「窒息の時は、まずハイムリッヒ法を試します。みぞおちの辺りを斜め上に押し上げることで、喉を詰まらせている原因を吐き出す方法です」
弦太郎の講義を、弟子たちが真面目な顔で聞いている。
ひとりは筆を走らせ、ひとりは真っ直ぐに弦太郎を見つめて。誰もが一言一句もらすまいとその声に耳を澄ませる。
「それでも吐き出せない時に使うのが、気管切開術という手術です。喉の血管、神経、甲状腺などの器官を全て傷つけずに喉に刃を入れ、切込みを入れます」
そこまで説明したところで、綾子は襖を開けた。
「兄上、縫合が終わりました」
「あぁ、うん」
弦太郎がすぐに部屋に入ってきて、横になる老婆の喉元を見る。
「綺麗にできているね。さすがだ」
縫合は綾子の特技だ。何度となく練習してきた。
「それから、こちら。ご家族に渡す飲み込みやすい食べ物の一覧です」
「絵は露が描いたのですよ!」
綾子を手伝っていた露子が、得意げに言う。
「うん、いいね。このまま渡してよさそうだ」
弦太郎の答えに、露子は満足そうに笑った。
「そちら、見せていただいても?」
伊藤が興味津々にできあがった本を見る。
「患者様にお渡しするものなので、汚さないでください」
「もちろんです」
弦太郎の手から受け取ったそれを、弟子たちが一斉に覗き込む。
「よくできていますな」
「経過観察が必要な患者様や、家での過ごし方に特別な配慮が必要な方には、こうして説明書を作ってお渡ししておくんです。お渡しする人によって絵を多くしたり文字を多くしたりと変えています」
これも父から教わったことだと、弦太郎が丁寧に教える。弟子たちは熱心に聞き入っていた。
「本当にありがとうございました。もう無理かと……」
意識が戻った患者と、迎えに来た家族が、弦太郎に頭を下げる。
「回復が早かったのは、おイネさんご自身の力ですよ。
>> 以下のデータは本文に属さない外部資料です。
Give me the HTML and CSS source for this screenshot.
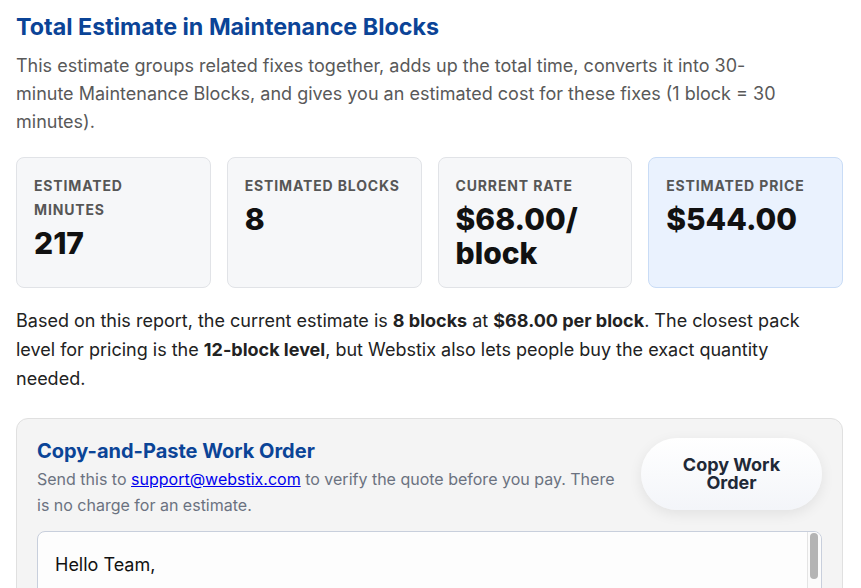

私はそれを手助けしただけです」
「おふくろが……」
首に包帯を巻いた老婆が、ニコリ微笑む。
「源次さん」
綾子が一冊の本を手に歩み寄る。
「年を取ると喉の筋肉が衰えて、食べ物を飲み込むのに疲れてしまいます。飲み込みやすいものをまとめたので、よかったらこちらを」
「あ、ありがとうございます」
「ここに書いていますが、お米は柔らかく炊いたものを、おかずは一口で食べられるように小さく切ったり、あんかけのようにとろみをつけたりしてください」
文字だけでなく、口頭でも。簡単にではあるが、伝えることに意味がある。
「おイネさん、食事の時は焦らないで。よく噛んで、意識して飲み込むようにしてください」
「ありがとねぇ」
ニコニコと笑顔で帰っていく親子に、綾子はホッと安堵の笑みを漏らす。
「ふふ」
それを見て、露子が笑った。
「なんですか、露子」
それに気づき、綾子がムッとすると、
「なんでもありません」
と露子はとぼけてみせた。
「はっきり言いなさい」
「姉さまも人の子だと思っただけです」
「どういう意味ですか」
さっそく始まる姉妹喧嘩に、
「こら、2人とも」
と弦太郎が仲裁に入る。
「姉さま、こわぁい」
「何も言ってないでしょう」
「あははっ」
露子がきゃっきゃっと楽しそうに家の中へ入っていく。その背中に呆れる綾子に、
「いいじゃないか」
と弦太郎がなだめた。
「む、難しいですね……ほうごうとは……」
「慣れですよ」
今日は縫合の練習をしていた。弟子たちに混ざって、露子も針を持つ。
こちらは見慣れているのか、するすると進めていた。綾子が裁縫を教えていたおかげか。
「お露ちゃんはさすがだね。やっぱり針は女性の方が……」
「手術と縫合は2つで1つですから。その理論だと、手術をするのも女性ということになりますよ」
裁縫の針と縫合の針は違う。それに、母は刺繍を趣味としていたが、縫合は苦手だった。
苦戦する弟子たちに、弦太郎は微笑んでいた。
「う、うわ……からまった……っ!」
「落ち着いてください」
弟子の1人、一真に、綾子が手を添える。
「手術中は焦りが一番の敵です。どんな時でも、落ち着いて。冷静に対応しなくてはいけません」
「は、はい……」
滝川から預かった弟子の中では、一番若い。おそらく弦太郎とそう変わらないはず。
それでも、誰よりも熱心に取り組んでいた。
「……」
黙々と針を進める男。岩木だったか。手際がいい。それに綺麗だ。
綾子が静かに見ていると、
「兄さま、できました」
「おぉ……」
露子が手を挙げたことで、小さな歓声が沸き起こった。
そんな時、
「ごめんください」
玄関から声がした。
「はい」
弦太郎がさっと出て行く。弟子たちも不思議そうにその後をついていった。
「滝川先生!」
玄関に現れた男性に、全員が驚く。
「お呼びいただければ参りましたのに」
弦太郎がそう言いながら、彼を招き入れる。
「いやいや、今日はお客様をお連れしましてね」
「お客様ですか?」
患者、という言い方をしなかった。そのことに、弦太郎も綾子も違和感を覚える。
「どうぞ」
滝川が振り返り、そう呼びかけたことで、入ってきた女性。綺麗な着物から、ただの平民ではないと悟った。
「この方は、中村伯爵家の使いの方です」
「……!」
伯爵位。貴族だ。慌てて全員がその場に座り、頭を下げる。
「このようなところに、高貴なお方がどのようなご用件で……」
「……ここに腕のいい医術師がいるというのは事実ですか?」
静かで、それでいて凛と響く声。
「ここは、ただの診療所でございます。腕がいいというのなら、滝川先生の方が……」
「この者は病状を聞いてわからないと言いました」
滝川も知らない病気。そんなものを、弦太郎たちに診断できるのだろうか。
「お話をお聞きしましょう。おあがりください」
しかし、弦太郎は断れない。丁寧にそう告げ、彼女を室内へ招き入れた。